En août 2024, un adolescent a poignardé un camarade à l'issue d'une bagarre à l'école. Les événements qui ont suivi s'inscrivent dans un contexte de tensions entre la majorité hindoue et la très importante minorité musulmane dans certaines régions du pays. La réaction du gouvernement s'aligne avec la politique de la justice au bulldozer.

Tout a commencé par une dispute au sujet de cahiers. Ensuite, la situation a dégénéré : un adolescent gravement blessé, un autre placé en garde à vue, son père a été arrêté pour complicité de meurtre. La ville a alors été secouée par une vague de violences religieuses et communautaires, avec des véhicules et des magasins incendiés, un couvre-feu imposé sur l’ensemble de la ville, ainsi qu'une coupure d'Internet. En parallèle, le bulldozer s'est dirigé vers la maison de la famille de l'adolescent suspecté de meurtre. Tout cela s'est déroulé à Udaipur, une ville comptant près de 800 000 habitants.
 

Bulldozer en action, de nuit
Image : Pexels

Pour éviter de nouveaux troubles sociaux, le gouvernement a opté pour une mesure particulièrement sévère : la démolition au bulldozer de la maison louée par l'accusé. Cette décision s'est avérée non seulement injuste pour la famille de l'adolescent accusé, mais elle a également touché un propriétaire qui n'avait aucun lien avec le conflit initial.

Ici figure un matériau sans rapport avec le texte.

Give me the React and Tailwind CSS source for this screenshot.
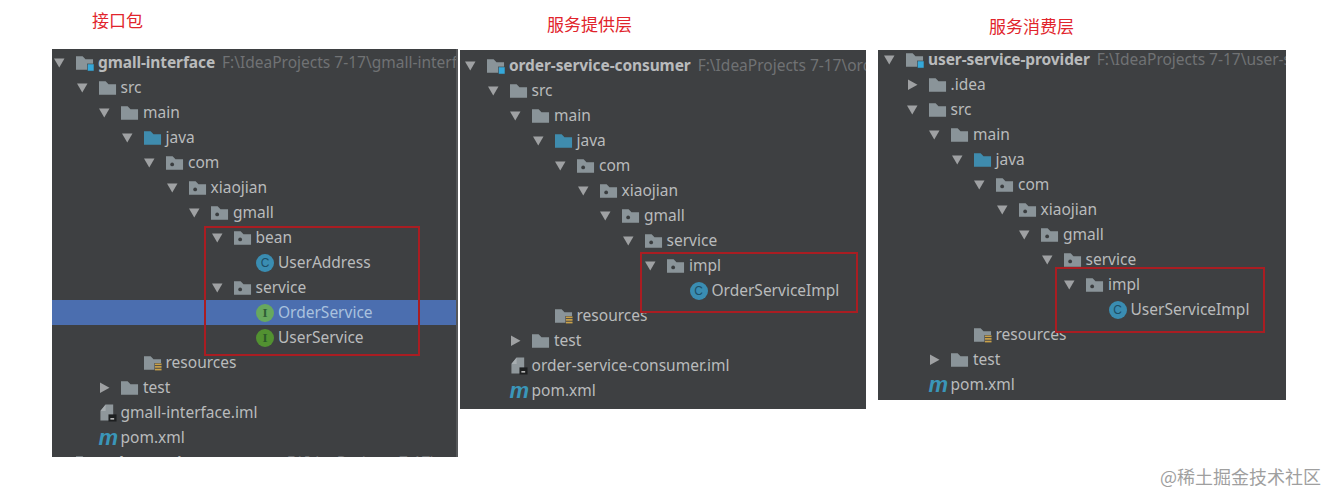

Le propriétaire a été informé de la démolition le jour même de son exécution. Suite à cet événement, de nombreuses vidéos ont circulé sur les réseaux sociaux, mais l'une d'elles a particulièrement attiré l'attention en mettant en lumière l'injustice de la mesure. Un homme, se présentant comme le propriétaire de la maison, a révélé que quatre autres familles résidaient également dans la maison démolie.

 

Le propriétaire de Kanchipuram et le non-paiement du loyer par le locataire

Lorsque le gouvernement agit sans respecter la loi et la procédure, la population peut-elle en faire autant ? C’est en tout cas ce qu'a estimé, en juin 2024, un propriétaire du Tamil Nadu, qui a démoli l'escalier donnant accès au premier étage d'un immeuble de sa propriété parce que ses locataires ne payaient plus leur loyer. Voilà un citoyen suivant l'exemple du gouvernement. En coupant l’accès à son domicile, le propriétaire a laissé une personne âgée handicapée et sa famille coincées sur les lieux. Il a fallu l'intervention de la police et les pompiers pour les évacuer à l'aide d'une corde.

Au lieu d'interrompre la démolition, la police s'est contentée de jouer les médiateurs. Ils ont réussi à obtenir un compromis : le propriétaire a cessé la destruction et a fourni un escalier métallique temporaire pour que la famille puisse accéder à son domicile.

À ce stade, où les gens se sentent en droit de mettre en danger la sécurité d'autres citoyens, il est grand temps de s'attaquer à ce sentiment d'anarchie. Espérons que la Cour suprême montrera la voie à suivre.